--- Required task ---
Across the data below, how many lines hold "styles"? Answer with that number and nothing else.

+++++

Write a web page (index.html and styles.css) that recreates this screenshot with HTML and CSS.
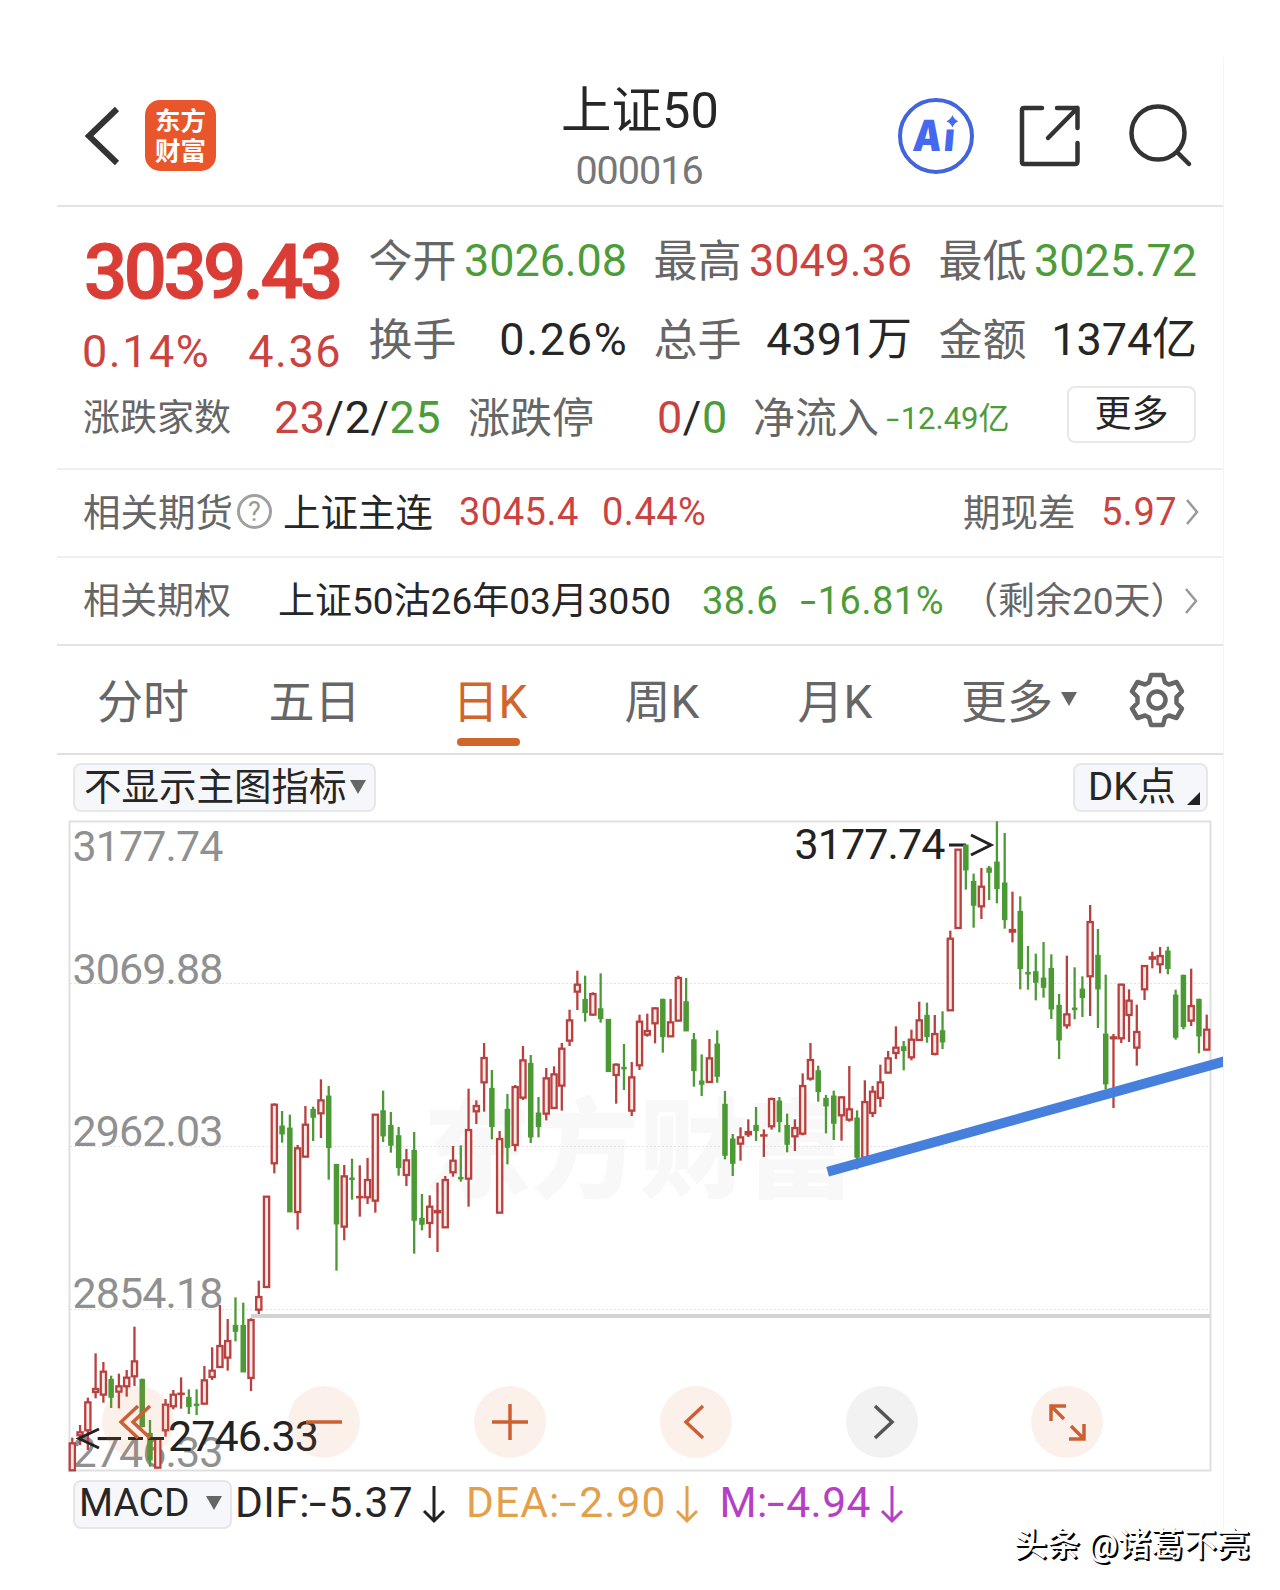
FILE: index.html
```html
<!DOCTYPE html>
<html lang="zh-CN">
<head>
<meta charset="utf-8">
<title>上证50 000016</title>
<link rel="stylesheet" href="styles.css">
</head>
<body>
<main class="app">
  <header class="topbar">
    <div class="topbar-left">
      <svg class="back" width="36" height="64" viewBox="0 0 36 64"><path d="M33 5 5 32 33 59" fill="none" stroke="#333" stroke-width="6"/></svg>
      <div class="logo"><span>东方</span><span>财富</span></div>
    </div>
    <div class="title">
      <h1>上证50</h1>
      <p>000016</p>
    </div>
    <div class="topbar-right">
      <svg width="78" height="78" viewBox="0 0 78 78">
        <clipPath id="below-dot"><path d="M0 0H45V32.500H78V78H0Z"/></clipPath>
        <circle cx="39" cy="39" r="36" fill="none" stroke="#4365dc" stroke-width="4"/>
        <g clip-path="url(#below-dot)"><text class="ai" transform="translate(15 53.500) skewX(-5) scale(.84 1)"><tspan x="0">A</tspan><tspan x="37">i</tspan></text></g>
        <path d="M55.400 18 Q57 22.500 61.500 24.300 Q57 26 55.400 30.500 Q54 26 49.300 24.300 Q54 22.500 55.400 18Z" fill="#4468ee"/>
      </svg>
      <svg class="share" width="64" height="64" viewBox="0 0 64 64" fill="none" stroke="#333" stroke-width="4.500" stroke-linecap="round" stroke-linejoin="round"><path d="M24 4H6Q4 4 4 6V58Q4 60 6 60H57Q59.500 60 59.500 57V39M39 4H59.500V24M59.500 4 30 34"/></svg>
      <svg class="search" width="68" height="68" viewBox="0 0 68 68" fill="none" stroke="#333" stroke-width="4.500" stroke-linecap="round"><circle cx="31" cy="31" r="26.500"/><path d="M50 50 62 62"/></svg>
    </div>
  </header>

  <section class="quote">
    <div class="quote-main">
      <div class="price">
        <strong>3039.43</strong>
        <div class="change"><span>0.14%</span><span>4.36</span></div>
      </div>
      <dl class="stats">
        <div><dt>今开</dt><dd class="down">3026.08</dd></div>
        <div><dt>最高</dt><dd class="up">3049.36</dd></div>
        <div><dt>最低</dt><dd class="down">3025.72</dd></div>
        <div><dt>换手</dt><dd class="turnover">0.26%</dd></div>
        <div><dt>总手</dt><dd>4391万</dd></div>
        <div><dt>金额</dt><dd>1374亿</dd></div>
      </dl>
    </div>
    <div class="breadth">
      <span class="label small">涨跌家数</span>
      <span class="num"><b class="up">23</b>/2/<b class="down">25</b></span>
      <span class="label">涨跌停</span>
      <span class="num"><b class="up">0</b>/<b class="down">0</b></span>
      <span class="label">净流入</span>
      <span class="flow down"><i class="minus">-</i>12.49亿</span>
      <button class="more">更多</button>
    </div>
  </section>

  <section class="related futures">
    <span class="label">相关期货</span>
    <span class="help">?</span>
    <span class="name">上证主连</span>
    <span class="up">3045.4</span>
    <span class="up">0.44%</span>
    <span class="label">期现差</span>
    <span class="up">5.97</span>
    <svg class="chev" width="14" height="28" viewBox="0 0 14 28"><path d="M2 2 12 14 2 26" fill="none" stroke="#999" stroke-width="2.500"/></svg>
  </section>
  <section class="related options">
    <span class="label">相关期权</span>
    <span class="name">上证50沽26年03月3050</span>
    <span class="down">38.6</span>
    <span class="down"><i class="minus">-</i>16.81%</span>
    <span class="label days">（剩余20天）</span>
    <svg class="chev" width="14" height="28" viewBox="0 0 14 28"><path d="M2 2 12 14 2 26" fill="none" stroke="#999" stroke-width="2.500"/></svg>
  </section>

  <nav class="tabs">
    <span>分时</span><span>五日</span><span class="active">日K</span><span>周K</span><span>月K</span>
    <span class="tab-more">更多<i class="tri"></i></span>
    <svg width="56" height="56" viewBox="-28 -28 56 56" fill="none" stroke="#666" stroke-width="4.500" stroke-linejoin="round"><path d="M-6-25H6L8-17.500 12-15.500 19.500-18 25-8.500 19.500-3V3L25 8.500 19.500 18 12 15.500 8 17.500 6 25H-6L-8 17.500-12 15.500-19.500 18-25 8.500-19.500 3V-3L-25-8.500-19.500-18-12-15.500-8-17.500Z"/><circle r="8.500"/></svg>
  </nav>

  <div class="indicator">
    <button class="chip">不显示主图指标<i class="tri"></i></button>
    <button class="chip dk">DK点<i class="corner"></i></button>
  </div>

  <section class="chart">
    <svg id="kline" width="1166" height="660" viewBox="57 816 1166 660">
      <text class="brand" x="423" y="1189">东方财富</text>
      <g class="grid"><path d="M70 983.500H1210M70 1146.500H1210M70 1309.500H1210"/></g>
      <rect class="frame" x="69.500" y="821.500" width="1141" height="649"/>
      <path class="ref-line" d="M251 1316H1210"/>
      <g class="axis">
        <text x="72.500" y="861">3177.74</text>
        <text x="72.500" y="984">3069.88</text>
        <text x="72.500" y="1146">2962.03</text>
        <text x="72.500" y="1308">2854.18</text>
        <text x="72.500" y="1467">2746.33</text>
      </g>
      <g class="mark">
        <text x="794.500" y="859">3177.74</text>
        <path d="M949 845H966M971 835 991 845 971 855"/>
      </g>
      <g id="candles"></g>
      <g class="mark">
        <text x="168" y="1451">2746.33</text>
        <path d="M99 1429 79 1438.500 99 1448M98 1438.500H121M128 1438.500H143M148 1438.500H164"/>
      </g>
      <path class="trend" d="M827.600 1171.800 1228 1060.400"/>
    </svg>
    <div class="controls">
      <span><svg viewBox="-36 -36 72 72"><path d="M0-16-17 0 0 16M12-16-5 0 12 16"/></svg></span>
      <span><svg viewBox="-36 -36 72 72"><path d="M-18 0H18"/></svg></span>
      <span><svg viewBox="-36 -36 72 72"><path d="M-18 0H18M0-18V18"/></svg></span>
      <span><svg viewBox="-36 -36 72 72"><path d="M7-16-10 0 7 16"/></svg></span>
      <span class="off"><svg viewBox="-36 -36 72 72"><path d="M-7-16 10 0-7 16"/></svg></span>
      <span><svg viewBox="-36 -36 72 72"><path d="M-16-1V-16H-1M-16-16-3-3M17 2V17H2M17 17 4 4"/></svg></span>
    </div>
  </section>

  <footer class="macd">
    <button class="chip">MACD<i class="tri"></i></button>
    <span>DIF:<i class="minus">-</i>5.37</span><svg width="24" height="40" viewBox="0 0 24 40"><path d="M12 2V37M2 27 12 37 22 27"/></svg>
    <span class="dea">DEA:<i class="minus">-</i>2.90</span><svg class="dea" width="24" height="40" viewBox="0 0 24 40"><path d="M12 2V37M2 27 12 37 22 27"/></svg>
    <span class="m">M:<i class="minus">-</i>4.94</span><svg class="m" width="24" height="40" viewBox="0 0 24 40"><path d="M12 2V37M2 27 12 37 22 27"/></svg>
  </footer>
</main>
<p class="credit">头条 @诸葛不亮</p>
<script src="chart.js"></script>
</body>
</html>
```
FILE: styles.css
```css
* { box-sizing: border-box; margin: 0; padding: 0; }
body {
  width: 1280px;
  height: 1590px;
  padding-top: 57px;
  overflow: hidden;
  background: #fff;
  color: #262626;
  font-family: Roboto, "Noto Sans CJK SC", sans-serif;
}
i { font-style: normal; }
b { font-weight: 400; }
button { font: inherit; color: inherit; background: none; }
svg { display: block; flex: none; }
.app { width: 1167px; height: 1472px; margin-left: 57px; border-right: 1px solid #f4f4f4; white-space: nowrap; }
.up { color: #cb4340; }
.down { color: #4c9c39; }
.label { color: #666; }
.minus { display: inline-block; width: .44em; transform: scaleX(1.5); transform-origin: 10% 50%; }
.tri { display: inline-block; border: 8px solid transparent; border-top: 14px solid #666; border-bottom: 0; }

.topbar { display: grid; grid-template-columns: 400px 366px 400px; height: 150px; border-bottom: 2px solid #e3e3e3; }
.topbar-left { display: flex; align-items: center; padding: 9px 0 0 27px; }
.logo {
  display: flex; flex-direction: column; align-items: center; justify-content: center;
  width: 71px; height: 71px; margin-left: 25px; border-radius: 15px;
  background: #e9562b; color: #fff; font-weight: 700; font-size: 25.500px; line-height: 30px;
}
.title { text-align: center; padding-top: 24px; }
.title h1 { font-size: 50.500px; font-weight: 400; line-height: 60px; }
.title p { font-size: 39.500px; line-height: 60px; letter-spacing: -1px; color: #777; padding-right: 2px; }
.topbar-right { display: flex; align-items: center; padding: 9px 0 0 74px; }
.ai { font: 900 43px Inter, sans-serif; fill: #4468ee; }
.share { margin-left: 43px; }
.search { margin-left: 44.500px; }

.quote { height: 263px; border-bottom: 2px solid #f0f0f0; }
.quote-main { display: flex; height: 171px; padding: 13px 26px 0 27px; }
.price { width: 285px; color: #d93d35; }
.price strong { display: block; font-size: 76px; line-height: 104px; font-weight: 500; letter-spacing: -3.500px; -webkit-text-stroke: 1px #d93d35; }
.change { display: flex; justify-content: space-between; width: 260px; margin-left: -2px; line-height: 56px; font-size: 45px; letter-spacing: 1.500px; color: #cb4340; }
.stats { display: grid; grid-template-columns: repeat(3, 258.500px); grid-auto-rows: 78.500px; column-gap: 26.500px; font-size: 45px; line-height: 80px; }
.stats div { display: flex; justify-content: space-between; }
.stats dt { color: #666; font-size: 44px; padding-top: 2px; }
.stats dd { letter-spacing: -.1px; padding-top: 1px; }
.stats .turnover { letter-spacing: 1.700px; margin-right: -1.500px; }
.breadth { display: grid; grid-template-columns: 191px 194px 189px 96px 134px 180px 129px; align-items: center; height: 76px; padding: 2px 0 0 26px; font-size: 45px; }
.breadth .label { font-size: 42px; margin-top: -5px; }
.breadth .label.small { font-size: 37px; }
.breadth .num { letter-spacing: .5px; }
.flow { font-size: 31px; margin-top: -3px; }
.more { height: 57px; margin-top: -5px; border: 2px solid #e8e8e8; border-radius: 8px; font-size: 37px; line-height: 52px; }

.related { display: grid; align-items: center; height: 88px; padding-left: 26px; font-size: 37.500px; border-bottom: 2px solid #f0f0f0; }
.related .up, .related .down { letter-spacing: .5px; }
.related .label, .related .name { margin-top: -5px; }
.futures { grid-template-columns: 154px 46px 176px 143px 361px 138px 84px 14px; padding-bottom: 3px; }
.futures .up { font-size: 38px; }
.options { grid-template-columns: 195px 424px 99px 160px 223px 14px; font-size: 37px; border-color: #e3e3e3; padding-bottom: 1px; }
.options .down { font-size: 38px; }
.help { width: 35px; height: 35px; border: 3px solid #a0a0a0; border-radius: 50%; color: #999; font-size: 27px; line-height: 30px; text-align: center; }

.tabs { display: grid; grid-template-columns: 172px 171px 180px 164px 182px 203px 56px; align-items: center; height: 109px; border-bottom: 2px solid #e0e0e0; color: #666; font-size: 46px; text-align: center; }
.tabs span { margin-top: -4px; }
.tabs .active { position: relative; color: #d0662c; }
.tabs .active::after { content: ""; position: absolute; left: 57px; top: 73px; width: 63px; height: 8px; border-radius: 4px; background: #d0662c; }
.tabs .tab-more { display: flex; align-items: center; padding-left: 35px; }
.tab-more .tri { margin-left: 8px; margin-top: 3px; }

.indicator { display: flex; justify-content: space-between; height: 61px; padding: 8px 15px 0 16px; }
.chip { display: flex; align-items: center; height: 49px; padding: 0 8px 1px 9px; border: 2px solid #e6e7ea; border-radius: 8px; background: #f6f7fa; font-size: 37.500px; line-height: 44px; }
.chip .tri { margin-left: 3px; }
.chip.dk { position: relative; width: 135px; padding-left: 13px; font-size: 38.500px; }
.corner { position: absolute; right: 6px; bottom: 5px; border-left: 13px solid transparent; border-bottom: 13px solid #222; }

.chart { position: relative; height: 660px; }
.brand { font: 900 108px "Noto Sans CJK SC", sans-serif; fill: #f8f8f8; }
.grid { stroke: #e2e2e2; stroke-dasharray: 2 2; }
.frame { fill: none; stroke: #dfdfe1; stroke-width: 2; }
.ref-line { stroke: #d3d3d3; stroke-width: 4; }
.axis, .mark { font-size: 43px; letter-spacing: -.9px; fill: #909090; }
.mark { fill: #222; }
.mark path { fill: none; stroke: #222; stroke-width: 3; }
.trend { stroke: #4680dc; stroke-width: 10; }
.rise { stroke: #b8403f; fill: #fcebe8; stroke-width: 2.300; }
.fall { stroke: #4c9a35; fill: #4c9a35; stroke-width: 2.300; }
.controls { position: absolute; left: 45px; top: 570px; display: flex; gap: 113.900px; }
.controls span { width: 72px; height: 72px; border-radius: 50%; background: rgba(232, 120, 70, .11); }
.controls path { fill: none; stroke: #cc6035; stroke-width: 3.500; }
.controls .off { background: #f2f2f2; }
.controls .off path { stroke: #555; }

.macd { display: flex; align-items: center; padding: 4px 0 0 16px; font-size: 42.500px; letter-spacing: .4px; }
.macd .chip { width: 159px; padding: 0 8px 4px 4px; font-size: 39px; justify-content: space-between; }
.macd > span { margin: -4px 0 0 3px; }
.macd > svg { margin: -2px 17px 0 9px; fill: none; stroke: #222; stroke-width: 3; }
.macd .dea { color: #e3a04b; stroke: #e3a04b; letter-spacing: 1.100px; }
.macd .m { color: #b63fc6; stroke: #b63fc6; }

.credit { margin: -2px 0 0 1014px; font-size: 33px; line-height: 36px; white-space: nowrap; color: #fff; font-weight: 500; text-shadow: 1px 1px 0 #000, 2px 2px 0 #000; }
```
FILE: chart.js
```js
// Daily candles, left to right: [direction, high, body top, body bottom, low],
// measured in thirds of a pixel below the group's top.
const groups = [
  { top: 1050, rows: `R 1163 1178 1263 1263;R 1125 1145 1158 1185;R 1043 1055 1143 1200;R 910 1015 1028 1045;R 936 963 1036 1058;G 977 988 1042 1074;R 971 1007 1027 1075;R 960 981 1011 1040;R 830 932 981 1008;G 986 988 1130 1132;G 1110 1150 1230 1250;R 1163 1163 1255 1255;R 1047 1062 1143 1160;R 1020 1032 1071 1078;R 982 1029 1034 1076;G 1018 1042 1070 1092;G 1018 1062 1066 1095;R 948 989 1063 1063;R 892 960 983 990;R 765 886 953 953;R 807 871 925 962;G 742 826 844 874;G 758 826 966 966;R 805 808 986 1023;R 692 739 781 792;R 438 438 713 713;R 160 162 342 370;G 183 228 252 278;G 194 234 486 486;R 285 293 488 539;R 168 222 322 322;G 170 178 202 273;R 88 149 192 264;G 108 138 293 389;G 343 343 522 662;R 345 377 532 571;G 326 384 388 449` },
  { top: 940, rows: `R 676 769 773 830;R 654 718 774 792;R 522 522 784 818;G 452 512 588 606;G 516 556 616 638;G 561 587 683 707;R 627 659 707 738;G 576 631 841 941;G 762 835 853 871;R 766 798 851 894;R 728 811 819 936;R 708 718 864 864;R 618 660 699 710;G 616 712 716 725;R 446 568 718 800;R 481 496 516 552;R 309 352 429 515;G 390 445 560 598;R 573 595 820 820;G 462 508 622 673;R 435 439 617 634;R 318 359 475 480;G 345 370 591 609;G 471 519 560 592;R 384 413 523 541;R 379 401 506 506;R 309 324 439 512;R 209 239 304 318;R 92 132 157 210;G 107 178 218 245;R 157 160 226 227;G 100 206 236 248;G 238 238 395 395;R 370 372 407 491;G 312 382 386 450;R 366 410 514 528;R 224 243 378 390;R 221 271 286 290;R 202 203 252 310;G 176 178 290 338;R 177 245 291 291;R 107 112 244 244;G 114 185 273 273;G 279 299 392 440;G 343 423 433 468;R 297 353 428 428;G 271 312 409 428;G 453 493 646 658;G 582 597 670 708;R 562 590 613 662;R 538 574 585 591;G 501 556 572 603;R 568 584 588 651;R 473 475 561 569;G 471 483 545 577;G 521 556 613 637;R 538 562 591 633;R 400 436 583 586;R 309 358 418 422;G 377 392 455 485;G 465 475 498 580;G 452 468 550 600;R 469 470 528 602;R 378 506 541 545;G 511 534 652 688;R 421 484 655 655;R 438 453 521 531;R 374 425 476 501;R 333 353 400 400;R 259 321 341 357;G 303 320 332 391;R 269 297 354 361` },
  { top: 810, rows: `R 575 629 692 692;G 578 616 680 698;R 615 670 734 736;G 604 662 696 717;R 362 384 603 603;R 117 117 356 356;G 104 105 180 239;G 191 214 286 353;R 174 228 291 327;G 168 174 187 270;G 34 156 236 280;G 69 219 329 356;R 245 358 367 397;G 259 304 476 538;G 408 487 492 539;G 431 485 517 571;G 396 504 532 563;G 433 475 597 627;G 552 586 690 747;R 437 611 648 656;G 472 594 599 628;G 499 537 563 621;R 285 334 501 618;G 357 436 537 654;G 494 672 822 838;R 672 680 687 894;R 521 522 687 699;R 538 570 617 696;R 584 664 715 767;R 465 466 540 570;R 425 440 448 475;R 411 436 465 490;G 410 423 476 493;G 539 555 682 689;G 494 496 650 658;R 476 586 634 648;G 566 568 678 730;R 614 657 721 721` }
];
let i = 0;
let out = "";
for (const group of groups) {
  for (const row of group.rows.split(";")) {
    const [dir, ...v] = row.split(" ");
    const [high, bodyTop, bodyBottom, low] = v.map(n => group.top + n / 3);
    const x = 72.3 + 7.77 * i++;
    const half = dir === "R" ? 2.6 : 1.6;
    const h = Math.max(0.2, bodyBottom - bodyTop - 1.4);
    out += `<g class="${dir === "R" ? "rise" : "fall"}"><path d="M${x} ${high}V${low}"/><rect x="${x - half}" y="${bodyTop + 0.7}" width="${half * 2}" height="${h}"/></g>`;
  }
}
document.getElementById("candles").innerHTML = out;
```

+++++

--- Full output ---
3